Exactly. That's why I proposed he let us know exactly what plan he is on. The test results are not really helpful since they are not accurate (at least not in my case).
But, generally, I have found that the local network even at 10-BaseT speeds, is generally faster than the fastest Internet connection. I am getting ready to upgrade to Cable with a 3 MB transfer rate, and that is still going to be well under the speed that an old 10BaseT connection would support.
For comparison, if my memory is right, 802.11b should be comparable to a 10BaseT connection.
802.11G should be roughly half of 100BaseT. And, I'm not currently aware of the maximum speed of 802.11n (haven't been following it that closely).
But, generally, if you have 802.11b or 802.11g, then you are already going to be fine unless you are one of the few who can afford an Internet connection that is actually faster than that.
Based on the speed you cite of 9355 Kb/sec from the test, that is still only about 1 MB per second. If 802.11n transfers roughly 10 MB or 11 MB per second, then that would still be much faster than your current Internet connection.
So, in short, with the little information you provide, I don't see the new Airport hub providing you with better performance.
Now, if you have a really, really, really fast connection that isn't reflected in your test results, then that might be different.
Holy crap guys, i have a wireless G router. And a HIGH SPEED internet connection and this is what i got on my test.......
The real advantage of wireless N is the expanded range, and the transfer rate on the network between two N devices.
If it helps any, if I use the closest place on the map, speedtest.net only shows 8Mbps. I picked the next closest place and got this:
802.11n is @ 100MB transfer rate .. or 10/100 ethernet connection card
Thank you. Good information. So, that should be pretty decent throughput now.
Of course, I have a hard-wired network here. And, I know the only time I've ever come close to it's maximum throughput is when I've sent files directly from one machine to another. It's absolutely amazing to watch things fly that way. Really puts the Internet to shame.
my plan is apparently 5Mbps or 8Mbps down and 384Kbps or 512Kbps down
With that in mind, you should be fine with even the slowest of wireless connections. If you have a wireless router that supports at least 802.11b, then you should be just fine.
While definitely not the most authoritative answer out there, you could refer to this document (and it's chart) for a brief and simple run-down.
Of course, degradation of the signal could play a factor. So, the more recent the standard, the better your odds are of maintaining the throughput. Older standards will typically slow down as the signal quality decreases. So, if that is an issue, then you may consider it.
But, if your signal is strong, and there are not any decreases due to signal strength, then I would stay with what you have.
Like other posts have said, simply getting the new airport will not increase the speed of your internet connection. Now if you currently have a 802.11.g router and you decide to get the n standard then that could bring a increase in speed. But whats great about the n standard is that its supports more users and the signal strength is strong and extends farther. If you have a large house or might want to enjoy a better connection on th porch or the deck or maybe even the back yard with a laptop a n standard all around would provide that. But if you have two different standards the speed of your connection will run at the lower standard. And of course the type of internet that your receiving tell your true speed. But most of the numbers are inflated because very few people actually use up all of the capable speed due to either distance or a crowded connection.

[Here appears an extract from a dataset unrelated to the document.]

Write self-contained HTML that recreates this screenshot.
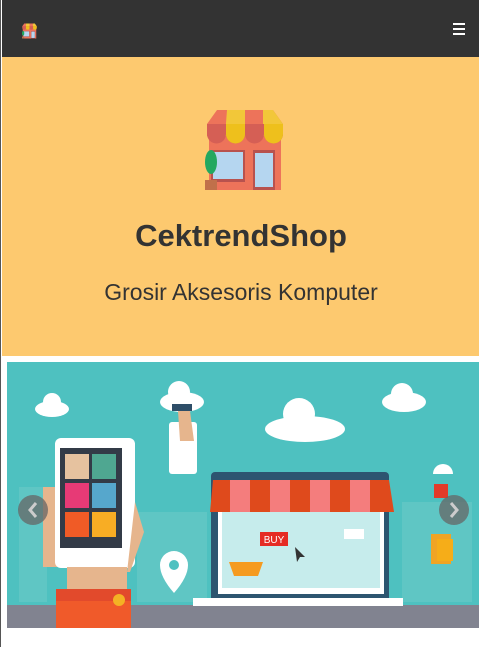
<!DOCTYPE html>
<html><head><meta charset="utf-8"><style>
*{margin:0;padding:0;box-sizing:border-box}
body{width:479px;height:647px;overflow:hidden;background:#fff;font-family:"Liberation Sans",sans-serif;position:relative;border-left:1px solid #555}
.nav{position:absolute;left:1px;top:0;width:478px;height:57px;background:#333}
.hero{position:absolute;left:1px;top:57px;width:478px;height:299px;background:#fdc96f;text-align:center}
h1{position:absolute;top:161px;left:0;width:100%;font-size:31px;line-height:36px;font-weight:bold;color:#333}
.sub{position:absolute;top:221px;left:0;width:100%;font-size:23px;line-height:28px;color:#333}
.ban{position:absolute;left:6px;top:362px;width:473px;height:266px}
</style></head><body>
<div class="nav">
<svg style="position:absolute;left:20px;top:23px" width="15" height="16" viewBox="0 0 80 80"><use href="#shop"/></svg>
<div style="position:absolute;left:451px;top:23px;width:12px;height:12px;border-top:2px solid #fff;border-bottom:2px solid #fff"><div style="margin-top:3px;height:2px;background:#fff"></div></div>
</div>
<div class="hero">
<svg style="position:absolute;left:203px;top:53px" width="80" height="80" viewBox="0 0 80 80">
<defs><g id="shop">
<rect x="4" y="26" width="72" height="54" fill="#ed735a"/>
<path d="M12 0H68L78 14V26H2V14Z" fill="#ed735a"/>
<path d="M22 0H40V26H20Z M58 0H68L78 14V26H58Z" fill="#f2c739"/>
<path d="M2 14h76v10a9 9 0 0 1-19 0a9 9 0 0 1-19 0a9 9 0 0 1-19 0a9 9 0 0 1-19 0z" fill="#d55f55"/>
<path d="M21 14h19v10a9 9 0 0 1-19 0z M59 14h19v10a9 9 0 0 1-19 0z" fill="#eec01c"/>
<rect x="6" y="40" width="34" height="32" fill="#b8524e"/><rect x="8" y="42" width="30" height="27" fill="#b5d6f0"/>
<rect x="48" y="40" width="22" height="40" fill="#b8524e"/><rect x="50" y="43" width="18" height="34" fill="#b5d6f0"/>
<ellipse cx="6" cy="52" rx="6" ry="12" fill="#23a860"/><path d="M0 70h12v10H0z" fill="#c0704a"/>
</g></defs><use href="#shop"/></svg>
<h1>CektrendShop</h1>
<div class="sub">Grosir Aksesoris Komputer</div>
</div>
<svg class="ban" viewBox="0 0 473 266">
<rect width="473" height="266" fill="#4ec1c0"/>
<g fill="#5fc6c4"><rect x="12" y="125" width="28" height="115"/><rect x="130" y="150" width="70" height="90"/><rect x="395" y="140" width="70" height="100"/></g>
<g fill="#fff"><ellipse cx="45" cy="47" rx="17" ry="8"/><circle cx="45" cy="40" r="9"/><ellipse cx="175" cy="40" rx="22" ry="10"/><circle cx="172" cy="30" r="11"/><ellipse cx="298" cy="67" rx="40" ry="13"/><circle cx="292" cy="52" r="16"/><ellipse cx="397" cy="40" rx="22" ry="10"/><circle cx="395" cy="32" r="11"/></g>
<rect x="0" y="243" width="473" height="23" fill="#818390"/>
<rect x="162" y="60" width="28" height="52" rx="3" fill="#fff"/><rect x="165" y="42" width="20" height="7" fill="#2e4e68"/><path d="M171 49h12l4 30h-14z" fill="#e6b58d"/>
<path d="M36 125h18v80h-18z" fill="#e6b58d"/>
<rect x="48" y="76" width="80" height="130" rx="6" fill="#fff"/><rect x="53" y="86" width="62" height="100" fill="#333b47"/>
<rect x="58" y="92" width="24" height="25" fill="#e6c29f"/><rect x="85" y="92" width="24" height="25" fill="#4fa791"/>
<rect x="58" y="121" width="24" height="25" fill="#e73a76"/><rect x="85" y="121" width="24" height="25" fill="#56a7cc"/>
<rect x="58" y="150" width="24" height="25" fill="#f05b26"/><rect x="85" y="150" width="24" height="25" fill="#f8ad24"/>
<path d="M128 140l9 30l-14 40h-60v18h55z" fill="#e6b58d"/><path d="M60 205h60v25h-60z" fill="#e6b58d"/>
<rect x="49" y="227" width="75" height="39" fill="#f05a2a"/><rect x="49" y="227" width="75" height="12" fill="#e24a2c"/><circle cx="112" cy="238" r="6" fill="#f4b224"/>
<path d="M153 203a14 14 0 1 1 28 0q0 12-14 28q-14-16-14-28z" fill="#fff"/><circle cx="167" cy="203" r="5" fill="#4ec1c0"/>
<rect x="204" y="110" width="178" height="130" rx="4" fill="#2d5570"/><rect x="211" y="132" width="166" height="100" fill="#fff"/><rect x="215" y="136" width="158" height="90" fill="#c6ecec"/>
<rect x="186" y="236" width="210" height="8" fill="#fff"/>
<path d="M206 118h176l5 32H203z" fill="#df4a1c"/><g fill="#f47d7d"><rect x="223" y="118" width="20" height="32"/><rect x="263" y="118" width="20" height="32"/><rect x="303" y="118" width="20" height="32"/><rect x="343" y="118" width="20" height="32"/></g>
<rect x="253" y="170" width="28" height="14" fill="#e52b24"/><text x="267" y="181" font-size="10" fill="#fff" text-anchor="middle" font-family="Liberation Sans">BUY</text>
<path d="M222 200h34l-5 14h-24z" fill="#f59b20"/><path d="M288 185l10 10-5 0 -3 5z" fill="#333"/>
<rect x="337" y="167" width="20" height="10" fill="#fff"/>
<path d="M427 122h14v14h-14z" fill="#e23b2a"/><path d="M426 112a10 10 0 0 1 20 0z" fill="#fff"/>
<path d="M424 172h20v30h-20z" fill="#f0a424"/><path d="M430 177h16v22h-16z" fill="#f6ad18"/>
<circle cx="26" cy="148" r="15" fill="#666" opacity=".75"/><path d="M29 141l-6 7 6 7" stroke="#ccc" stroke-width="3" fill="none"/>
<circle cx="447" cy="148" r="15" fill="#666" opacity=".75"/><path d="M444 141l6 7-6 7" stroke="#ccc" stroke-width="3" fill="none"/>
</svg>
</body></html>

If you got a gigabit ethernet connection on 1 system and 10/100 on another system then the bottleneck is @ 10/100 connection location.. To get the best speed in transfers is ideally to have Gigabit to Gigabit connection = 1000MB transfer ..
O' Yeah .. My Network Geeky-ness just came out
Well, I wired the network myself (I used to do that work for a living years and years ago). So, it's at least up to 100BaseT Cat5e Standards. But, the fastest switch I have on the network is a 10/100. And, I don't have any systems with greater than a 10/100 card in them. So, I can't really test higher than that.
I suspect that if I put a Gigabit system in here, and set it to talk with another one, that I'd probably get the higher rate. But, then again, there's not really any point.
I rarely move files over the network from one machine to the other (probably once a year). All other transfers are small enough to do with a flash drive. So, I generally only use it for Internet.
And, of course, there's no way I can dream of affording an Internet connection that would outpace a 100 Mbps transfer rate. I'm just not that rich.
As it is, it's going to cost me nearly $100 a month to get the privilege of 3.0 Mbps. So, there's no way I could ever dream of affording a 100Mbps connection to the Internet.